The complete list of options for the main file is here:

    * ``--merge``, "Do merging of the .parquet files"
    * ``--root``, "Do root conversion step"
    * ``--ws``, "Do root to workspace conversion step"
    * ``--ws_config``, "configuration file for Tree2WS, as it is now it must be stored in Tree2WS directory in FinalFit",
    * ``--final_fit``, "FlashggFinalFit path" # the default is just for me, it should be changed but I don't see a way to make this generally valid
    * ``--syst``, "Do systematics variation treatment"
    * ``--cats``, ="Split into categories",
    * ``--args``, "additional options for root converter: --do_syst, --notag",
    * ``--skip-normalisation``, "Independent of file type, skip normalisation step",
    * ``--verbose``, "verbose lefer for the logger: INFO (default), DEBUG",

The merging step can also be run separately using::

        python3 merge_parquet.py --source [path to the directory containing .paruets] --target [target directory path] --cats [cat_dict]
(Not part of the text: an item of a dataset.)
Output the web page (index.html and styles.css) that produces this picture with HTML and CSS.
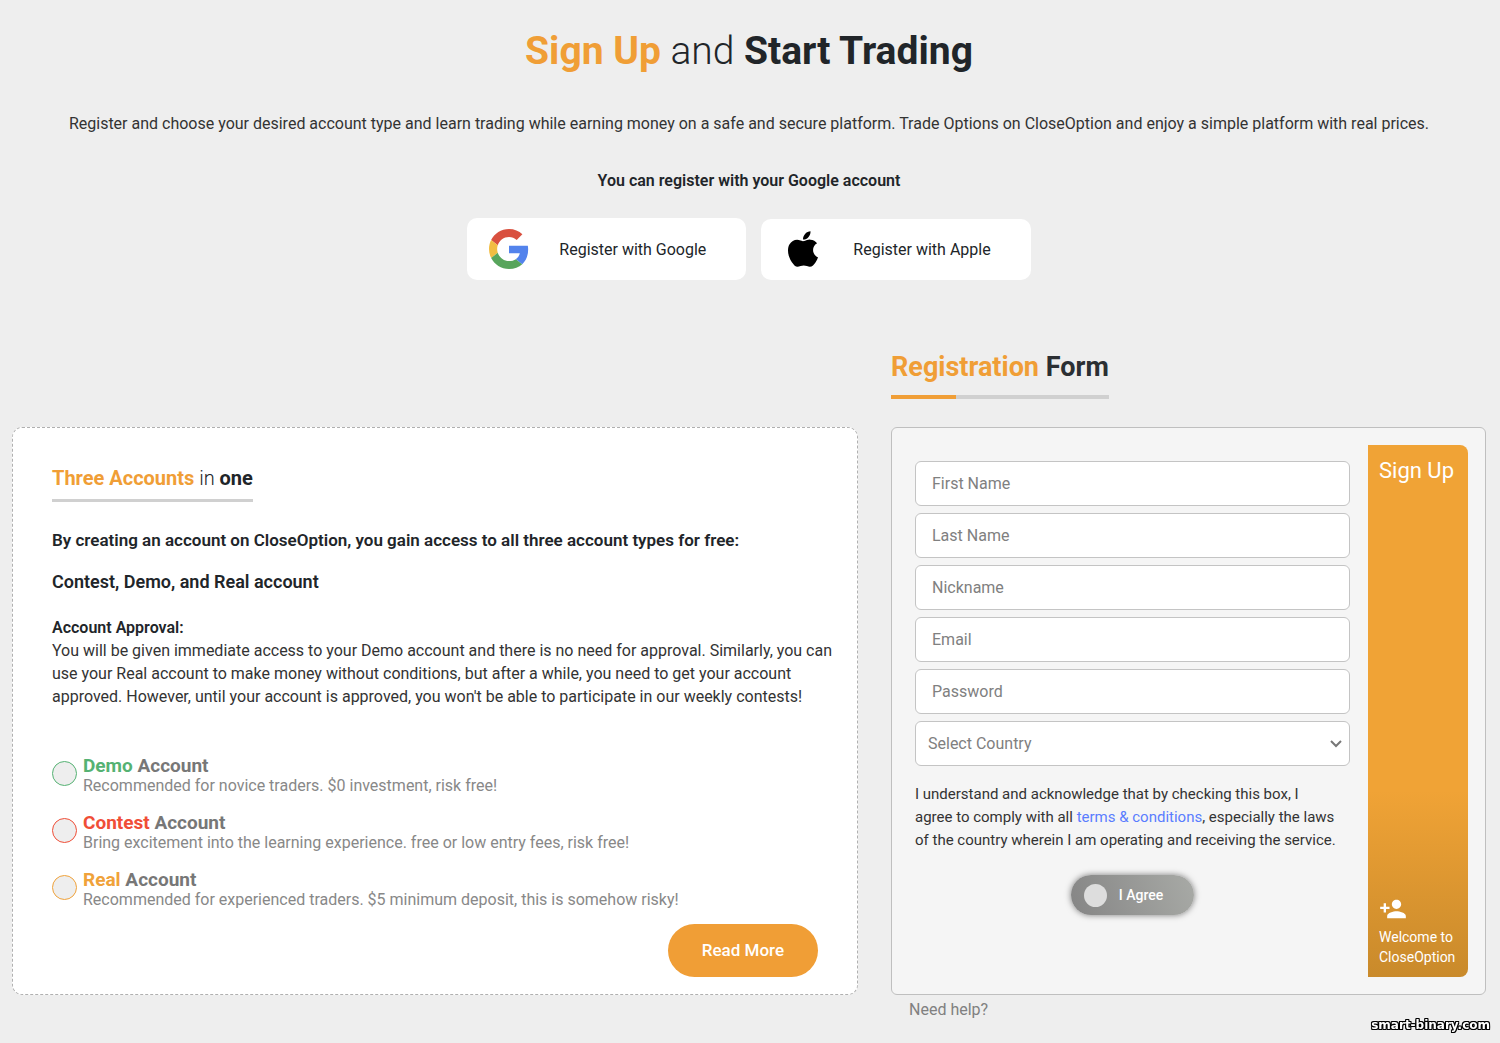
FILE: index.html
```html
<!DOCTYPE html>
<html lang="en">
<head>
    <meta charset="UTF-8">
    <meta name="viewport" content="width=device-width, initial-scale=1.0">
    <title>Sign Up and Start Trading</title>
    <link rel="stylesheet" href="styles.css">
</head>
<body>
    <header class="intro">
        <h1><b class="orange">Sign Up</b> and <b>Start Trading</b></h1>
        <p class="lead">Register and choose your desired account type and learn trading while earning money on a safe and secure platform. Trade Options on CloseOption and enjoy a simple platform with real prices.</p>
        <p class="google-note">You can register with your Google account</p>
        <div class="social">
            <button type="button" class="social-btn google">
                <svg width="40" height="40" viewBox="0 0 48 48">
                    <path fill="#d9503f" d="M24 9.5c3.54 0 6.71 1.22 9.21 3.6l6.85-6.85C35.9 2.38 30.47 0 24 0 14.62 0 6.51 5.38 2.56 13.22l7.98 6.19C12.43 13.72 17.74 9.5 24 9.5z"/>
                    <path fill="#5383ec" d="M46.98 24.55c0-1.57-.15-3.09-.38-4.55H24v9.02h12.94c-.58 2.96-2.26 5.48-4.78 7.18l7.73 6c4.51-4.18 7.09-10.36 7.09-17.65z"/>
                    <path fill="#f2bd42" d="M10.53 28.59c-.48-1.45-.76-2.99-.76-4.59s.27-3.14.76-4.59l-7.98-6.19C.92 16.46 0 20.12 0 24c0 3.88.92 7.54 2.56 10.78l7.97-6.19z"/>
                    <path fill="#58a55c" d="M24 48c6.48 0 11.93-2.13 15.89-5.81l-7.73-6c-2.15 1.45-4.92 2.3-8.16 2.3-6.26 0-11.57-4.22-13.47-9.91l-7.98 6.19C6.51 42.62 14.62 48 24 48z"/>
                </svg>
                <span>Register with Google</span>
            </button>
            <button type="button" class="social-btn apple">
                <svg width="30" height="38" viewBox="0 0 842 1000">
                    <path d="M824.666 779.304c-15.123 34.937-33.023 67.096-53.763 96.663-28.271 40.308-51.419 68.208-69.258 83.702-27.653 25.431-57.282 38.456-89.01 39.196-22.776 0-50.244-6.481-82.218-19.629-32.08-13.085-61.56-19.566-88.516-19.566-28.271 0-58.591 6.481-91.023 19.566-32.481 13.148-58.648 20-78.654 20.678-30.425 1.297-60.752-12.099-91.023-40.245-19.321-16.852-43.487-45.74-72.438-86.665-31.061-43.703-56.597-94.38-76.602-152.155C10.739 658.443 0 598.013 0 539.509c0-67.017 14.481-124.818 43.487-173.255 22.796-38.906 53.123-69.596 91.078-92.126s78.966-34.012 123.132-34.746c24.166 0 55.856 7.475 95.238 22.166 39.27 14.74 64.485 22.215 75.54 22.215 8.266 0 36.277-8.741 83.763-26.166 44.906-16.16 82.806-22.851 113.854-20.216 84.133 6.79 147.341 39.955 189.377 99.707-75.245 45.591-112.466 109.447-111.725 191.364.679 63.807 23.827 116.905 69.32 159.064 20.617 19.568 43.641 34.691 69.258 45.431-5.556 16.111-11.42 31.543-17.656 46.357zM631.709 20.006c0 50.012-18.27 96.707-54.69 139.928-43.949 51.382-97.108 81.073-154.754 76.388-.735-6-1.161-12.315-1.161-18.951 0-48.01 20.901-99.392 58.017-141.403 18.53-21.271 42.098-38.957 70.678-53.066C578.316 9.002 605.289 1.316 630.66 0c.741 6.686 1.049 13.372 1.049 20.006z"/>
                </svg>
                <span>Register with Apple</span>
            </button>
        </div>
    </header>

    <main class="columns">
        <section class="accounts">
            <h2><b class="orange">Three Accounts</b> in <b>one</b></h2>
            <h3>By creating an account on CloseOption, you gain access to all three account types for free:</h3>
            <h4>Contest, Demo, and Real account</h4>
            <p class="approval"><b>Account Approval:</b><br>You will be given immediate access to your Demo account and there is no need for approval. Similarly, you can use your Real account to make money without conditions, but after a while, you need to get your account approved. However, until your account is approved, you won't be able to participate in our weekly contests!</p>

            <div class="types">
                <label class="type demo">
                    <input type="radio" name="account">
                    <span><strong><b>Demo</b> Account</strong>Recommended for novice traders. $0 investment, risk free!</span>
                </label>
                <label class="type contest">
                    <input type="radio" name="account">
                    <span><strong><b>Contest</b> Account</strong>Bring excitement into the learning experience. free or low entry fees, risk free!</span>
                </label>
                <label class="type real">
                    <input type="radio" name="account">
                    <span><strong><b>Real</b> Account</strong>Recommended for experienced traders. $5 minimum deposit, this is somehow risky!</span>
                </label>
            </div>
            <a class="read-more" href="#">Read More</a>
        </section>

        <section class="register">
            <h2><span class="orange">Registration</span> Form</h2>
            <form class="form-card">
                <div class="fields">
                    <input type="text" placeholder="First Name" aria-label="First Name">
                    <input type="text" placeholder="Last Name" aria-label="Last Name">
                    <input type="text" placeholder="Nickname" aria-label="Nickname">
                    <input type="email" placeholder="Email" aria-label="Email">
                    <input type="password" placeholder="Password" aria-label="Password">
                    <div class="select-box">
                        <select aria-label="Select Country">
                            <option>Select Country</option>
                        </select>
                        <svg width="12" height="8" viewBox="0 0 12 8"><path d="M1 1l5 5 5-5" fill="none" stroke="#777" stroke-width="2"/></svg>
                    </div>
                    <p class="terms">I understand and acknowledge that by checking this box, I agree to comply with all <a href="#">terms &amp; conditions</a>, especially the laws of the country wherein I am operating and receiving the service.</p>
                    <label class="agree"><input type="checkbox"><span>I Agree</span></label>
                </div>
                <button type="submit" class="signup">
                    <span class="signup-title">Sign Up</span>
                    <span class="welcome">
                        <svg width="28" height="28" viewBox="0 0 24 24"><path fill="#fff" d="M15 12c2.21 0 4-1.79 4-4s-1.790-4-4-4-4 1.790-4 4 1.790 4 4 4zm-9-2V7H4v3H1v2h3v3h2v-3h3v-2H6zm9 4c-2.670 0-8 1.340-8 4v2h16v-2c0-2.660-5.330-4-8-4z"/></svg>
                        Welcome to CloseOption
                    </span>
                </button>
            </form>
        </section>
    </main>
    <footer class="columns-foot">
        <a class="help" href="#">Need help?</a>
    </footer>
    <div class="watermark">smart-binary.com</div>
</body>
</html>
```

FILE: styles.css
```css
* {
    box-sizing: border-box;
}
body {
    margin: 0;
    padding: 0 14px 0 12px;
    background: #eee;
    color: #212529;
    font-family: Roboto, sans-serif;
    font-size: 16px;
    line-height: 23px;
}
h1, h2, h3, h4, p {
    margin: 0;
}
b {
    font-weight: 700;
}
button, input, select {
    font-family: inherit;
    font-size: 16px;
}
.orange {
    color: #f09e36;
}

.intro {
    padding-top: 26px;
    text-align: center;
}
h1 {
    font-size: 39px;
    line-height: 50px;
    font-weight: 300;
}
.lead {
    margin-top: 36px;
    color: #333;
}
.google-note {
    margin-top: 34px;
    font-weight: 600;
}
.social {
    display: flex;
    justify-content: center;
    align-items: flex-end;
    gap: 15px;
    margin-top: 26px;
}
.social-btn {
    display: flex;
    align-items: center;
    border: 0;
    border-radius: 10px;
    background: #fff;
    color: #212529;
    cursor: pointer;
}
.google {
    gap: 30px;
    padding: 11px 40px 11px 22px;
}
.apple {
    gap: 35px;
    padding: 11px 40px 12px 27px;
}

.columns {
    display: grid;
    grid-template-columns: 846fr 595fr;
    gap: 33px;
    align-items: end;
    margin-top: 63px;
}
.accounts {
    display: flex;
    flex-direction: column;
    align-items: flex-start;
    min-height: 568px;
    padding: 38px 24px 17px 39px;
    border: 1px dashed #b0b0b0;
    border-radius: 10px;
    background: #fff;
}
.accounts h2 {
    padding-bottom: 8px;
    border-bottom: 3px solid #d0d0d0;
    font-size: 20px;
    line-height: 25px;
    font-weight: 300;
}
.accounts h3 {
    margin-top: 26px;
    font-size: 17px;
    line-height: 24px;
    font-weight: 600;
}
.accounts h4 {
    margin-top: 18px;
    font-size: 18px;
    line-height: 24px;
    font-weight: 600;
}
.approval {
    margin-top: 22px;
    color: #333;
}
.approval b {
    color: #212529;
    font-weight: 600;
}
.types {
    display: flex;
    flex-direction: column;
    gap: 17px;
    margin-top: 48px;
}
.type {
    display: flex;
    gap: 6px;
    color: #888;
    line-height: 20px;
}
.type strong {
    display: block;
    color: #777;
    font-size: 19px;
}
.type input {
    appearance: none;
    flex: none;
    width: 25px;
    height: 25px;
    margin: 5px 0 0;
    border: 1px solid currentColor;
    border-radius: 50%;
    background: #eee;
}
.demo b, .demo input {
    color: #55b273;
}
.contest b, .contest input {
    color: #f04e37;
}
.real b, .real input {
    color: #f0a23a;
}
.read-more {
    align-self: flex-end;
    margin-top: auto;
    margin-right: 15px;
    padding: 15px 34px;
    border-radius: 27px;
    background: #f09e36;
    color: #fff;
    font-size: 17px;
    font-weight: 500;
    text-decoration: none;
}

.register {
    display: flex;
    flex-direction: column;
    align-items: flex-start;
}
.register h2 {
    padding: 8px 0 12px;
    border-bottom: 4px solid;
    border-image: linear-gradient(to right, #f09e36 67px, #d0d0d0 67px) 4;
    color: #2b2f33;
    font-size: 27px;
    line-height: 32px;
}
.form-card {
    display: flex;
    gap: 18px;
    width: 100%;
    min-height: 568px;
    margin-top: 28px;
    padding: 17px 17px 17px 23px;
    border: 1px solid #bfbfbf;
    border-radius: 6px;
    background: #f5f5f5;
}
.fields {
    display: flex;
    flex: 1;
    flex-direction: column;
    gap: 7px;
    padding-top: 16px;
}
.fields input:not([type="checkbox"]), .fields select {
    width: 100%;
    height: 45px;
    padding: 0 16px;
    border: 1px solid #c4c4c4;
    border-radius: 6px;
    background: #fff;
}
.fields input::placeholder {
    color: #808080;
}
.select-box {
    position: relative;
}
.fields select {
    display: block;
    padding: 0 12px;
    appearance: none;
    color: #808080;
}
.select-box svg {
    position: absolute;
    top: 19px;
    right: 8px;
}
.terms {
    margin-top: 10px;
    padding-right: 12px;
    color: #333;
    font-size: 15px;
}
.terms a {
    color: #5a7dff;
    text-decoration: none;
}
.agree {
    display: flex;
    align-self: center;
    align-items: center;
    gap: 12px;
    height: 40px;
    margin-top: 16px;
    padding: 0 31px 0 13px;
    border-radius: 20px;
    background: linear-gradient(70deg, #858585, #a8aaa6);
    box-shadow: 0 0 6px rgba(0, 0, 0, 0.5);
    color: #fff;
    font-size: 14px;
    font-weight: 500;
}
.agree input {
    appearance: none;
    width: 23px;
    height: 23px;
    margin: 0;
    border-radius: 50%;
    background: #ddd;
}
.signup {
    display: flex;
    flex: none;
    flex-direction: column;
    justify-content: space-between;
    width: 100px;
    padding: 12px 11px 10px;
    border: 0;
    border-radius: 0 8px 8px 0;
    background: linear-gradient(#f0a336 65%, #c98a2b);
    color: #fff;
    text-align: left;
    cursor: pointer;
}
.signup-title {
    font-size: 22px;
    line-height: 28px;
    white-space: nowrap;
}
.welcome {
    font-size: 14px;
    line-height: 20px;
}
.welcome svg {
    display: block;
    margin-bottom: 4px;
}

/* same tracks as .columns so the link sits under the form */
.columns-foot {
    display: grid;
    grid-template-columns: 846fr 595fr;
    gap: 33px;
    padding-top: 3px;
}
.help {
    grid-column: 2;
    padding-left: 18px;
    color: #808080;
    text-decoration: none;
}
.watermark {
    position: fixed;
    right: 10px;
    bottom: 10px;
    color: #fff;
    font-family: "DejaVu Sans", sans-serif;
    font-size: 12px;
    line-height: 16px;
    font-weight: 700;
    text-shadow: -1px -1px #000, 0 -1px #000, 1px -1px #000, -1px 0 #000, 1px 0 #000, -1px 1px #000, 0 1px #000, 1px 1px #000;
}
```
the script works also without the ``--cats`` option, it creates a dummy selection of ``Pt > -1`` and call the category ``UNTAGGED``.

Same for the root step::

        python3 convert_parquet_to_root.py [/path/to/merged.parquet] [path to output file containing also the filename] mc (or data depending what you're doing) --process [process name (should match one of the outfiles dict entries)] --do_syst --cats [cat_dict] --vars [variation.json]

``--do_syst`` is not mandatory, but if it's there also the dictionary containing the variations must be specified with the ``--var`` option. As before the script works also without the ``--cats`` option.